Expect to Win
Terri Schlichenmeyer | 4/22/2009, 5 p.m.
Around the country, some 6 million people are out of a job. You're not one of them.
You have a workplace to report to and you aim to keep it that way. Despite the economy, you've set hopeful goals this year and you anticipate success. But even though you've done this job for years, you seem to have hit a wall.
All the guidebooks have good advice for someone like you who's been around the block awhile, so you already know what to do. But how do you do it? Get some good tips by reading "Expect to Win" (c.2009, Hudson Street Press, $24.95 / $27.50, 224 pages) by Wall Street veteran Carla A. Harris.

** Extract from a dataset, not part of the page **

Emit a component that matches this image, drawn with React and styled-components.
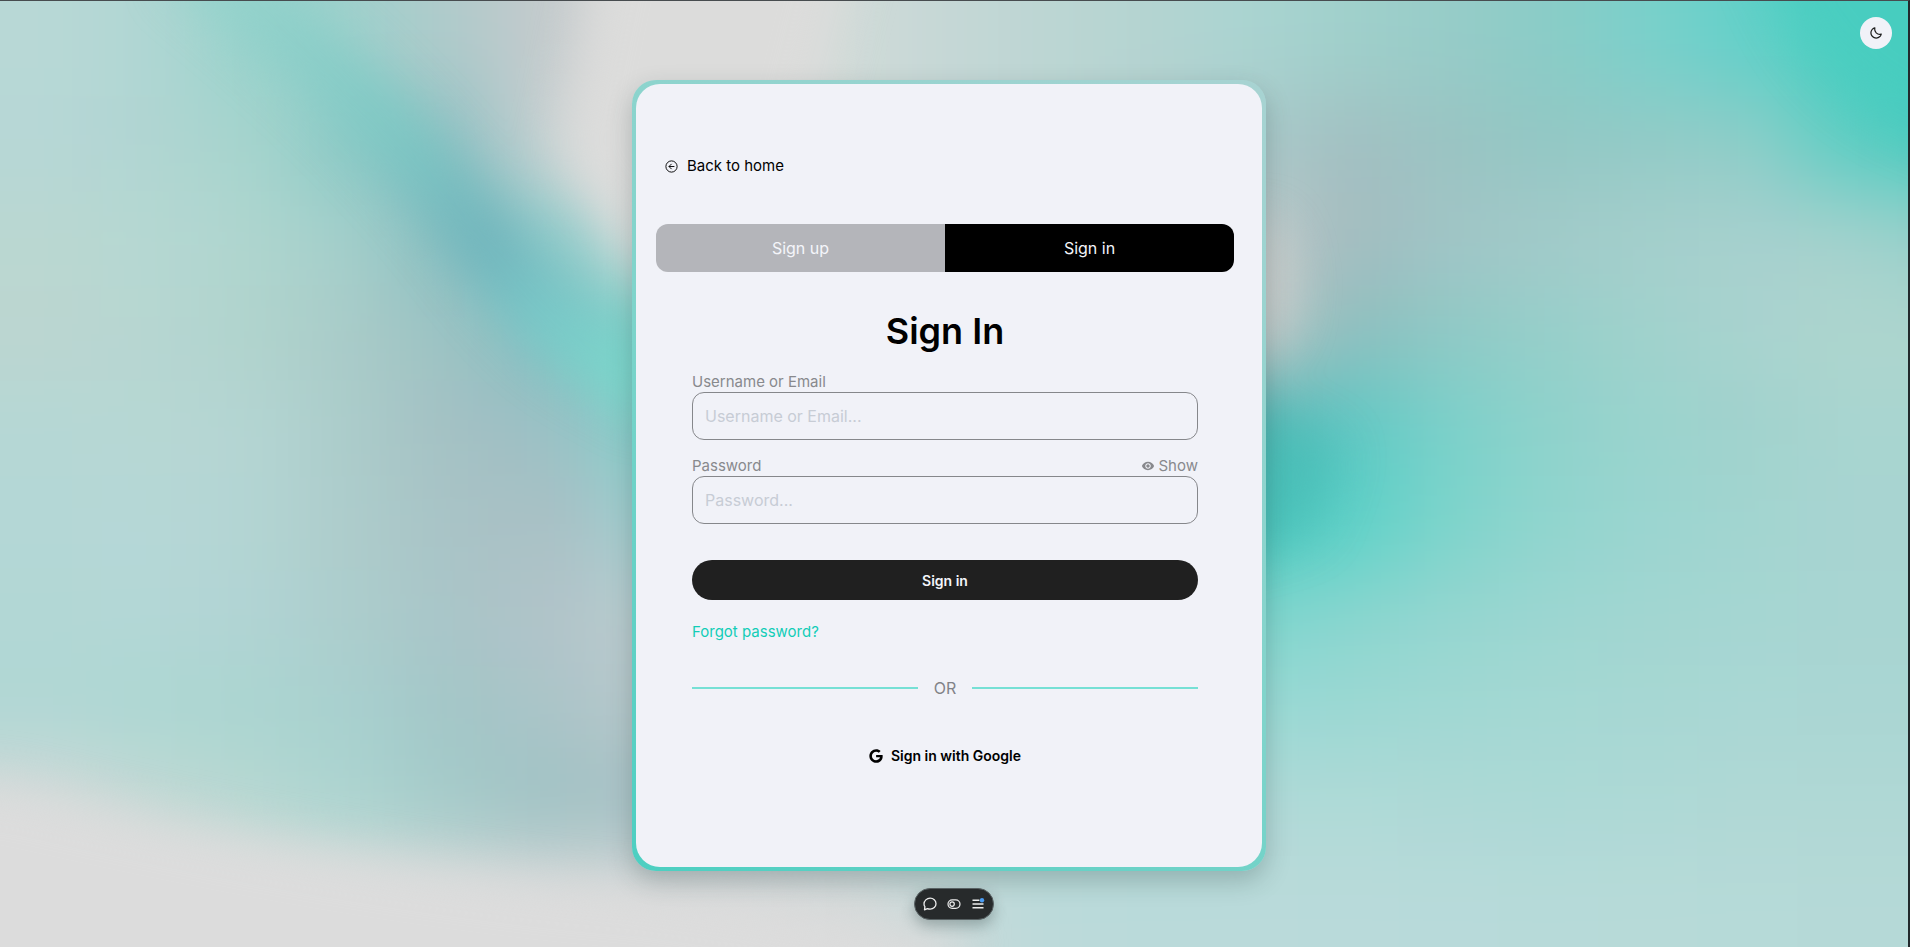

Harris says that, when she was rising in her career, she noticed the problem you're experiencing: you've assimilated career information from all sources, but you don't know how to put it to work at work. She says she promised herself that she'd someday give advice that was easy to follow, step-by-step.
Thus, this book.
First, she says, remember that you got your job because you were the best candidate for it. Your employers chose you, so bring your real self to the job. Not being yourself is stressful, and you can't keep that up for long.
Never forget that you are in control of your career. You are in charge of its direction, its agenda, and your future. Write down your career goals and refer to them when you're in a quandary.
Learn to look objectively at opportunity, be flexible, and see the long-term picture.
Understand that it's never too late to acquire a mentor, an advisor, and a sponsor. Better yet, get a personal "Board of Directors" to support you. Ask for feedback from your boss, other supervisors, and your support team. Be aware that what others think about you will have bearing on that feedback.
Watch, but don't envy your peers' rise up the corporate ladder and don't spend lots of time comparing yourself with them; every dog has his day and your turn will come. To further that along, align yourself with the right people in the workplace. Admit to your mistakes and make sure your boss knows you've learned from them.
Speak up and take risks; your career depends on both of those abilities. Network as much as possible, and learn to "give back".
Feeling stalled in your career? Thinking of jumping ship? You're going to want to read "Expect to Win" before you do anything.
Author Carla A. Harris gives you a feel-good boost by letting you know that your work concerns aren't abnormal and - more importantly - she offers calming advice to help you keep on track.
While it's meant for anyone who believes their career has flattened, I think, because of certain anecdotes and references, Harris's advice may better serve women who are struggling on a circuitous route to the top.
In this economy, you want to protect your job and do things right, and this book can only help. For up-and-coming high-achievers, "Expect to Win" is one to lose yourself in.